Afrique du Sud : les racines du mal
« Proud to be South African. » À peine arrivé à Johannesburg, vous ne pouvez manquer ce slogan phare de la nouvelle Afrique du Sud, qui enfouit loin dans l’inconscient collectif le climat qui régnait ici il y a dix ans. À l’époque, la majorité noire s’emparait du pouvoir en emportant près des deux tiers des suffrages. Suscitant, au passage, de véritables peurs au sein de la communauté blanche, qui contrôlait 90 % des richesses, alors que nombre de pseudo-experts pariaient sur l’éclatement du pays, quand ils n’annonçaient pas une « inévitable guerre civile ».
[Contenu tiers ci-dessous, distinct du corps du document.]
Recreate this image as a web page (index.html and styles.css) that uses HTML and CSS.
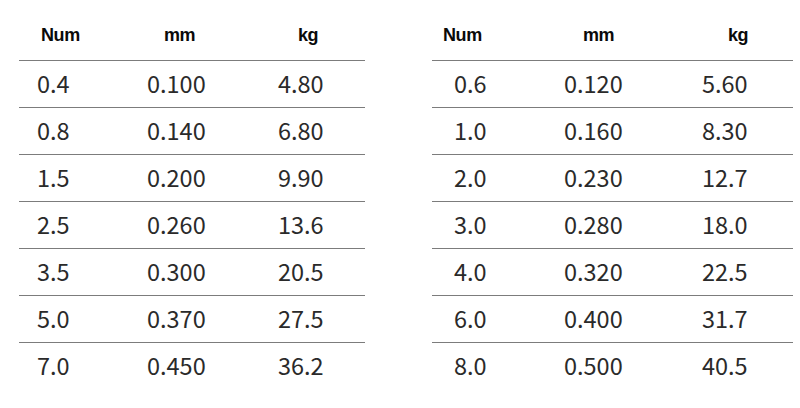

Une décennie plus tard, le bilan est des plus complexe. Avec ses 43 millions d’habitants, la première puissance économique du continent génère toujours un Produit intérieur brut de 130 milliards de dollars. Ce pays représente à lui seul 45 % du PIB global de l’Afrique subsaharienne, mais la distribution des richesses est toujours aussi inégalitaire. Certes, une (petite) place a été faite à la nouvelle classe moyenne noire, et l’on voit parader les nouveaux tycoons (Motsepe, Ramaphosa, Ncube, Sexwale, Khoza ou Molobi). Selon la banque française Crédit agricole, « l’Afrique du Sud demeure à ce jour l’un des pays au monde où les inégalités sont les plus criantes, et où 45 % de la population vit encore dans des conditions d’indigence. Un cinquième des Sud-Africains n’absorbe que 3 % de la consommation totale. Et l’essentiel des actifs économiques, financiers et fonciers demeure entre les mains de la communauté blanche. »
« L’un de nos problèmes majeurs, reconnaît S’Bu Mngadi, le patron de l’opérateur Cell C, c’est le manque de personnel noir qualifié ; le pays doit absolument combler le retard en la matière. Le rattrapage social se fera sur la durée. » Aujourd’hui, et malgré des progrès notables, le taux de scolarisation des Noirs en fin de cycle primaire n’est que de 30 %. Les autres, ils sont légion, vont rejoindre la cohorte des chômeurs. Car l’une des énigmes de l’économie sud-africaine, c’est le peu d’emplois qu’elle crée : le chômage – qui a fait un bond de + 6,4 % entre 1994 et 2001 – frappe plus de 40 % de la population active, et les Noirs constituent 87 % des sans-emploi.
« Les racines de ce pays renvoient à une violence inouïe, affirme Charles Oleakaham, homme d’affaires en vue de Sandton. Il est illusoire de croire qu’en une décennie on peut effacer le travail de sape qui a été fait pendant plus d’un siècle, et, pour espérer réconcilier durablement les communautés, il faudra attendre au moins trois ou quatre générations. D’ici là, il faut tenir, rassurer et avancer à un rythme qui ne fasse pas imploser le travail déjà accompli. »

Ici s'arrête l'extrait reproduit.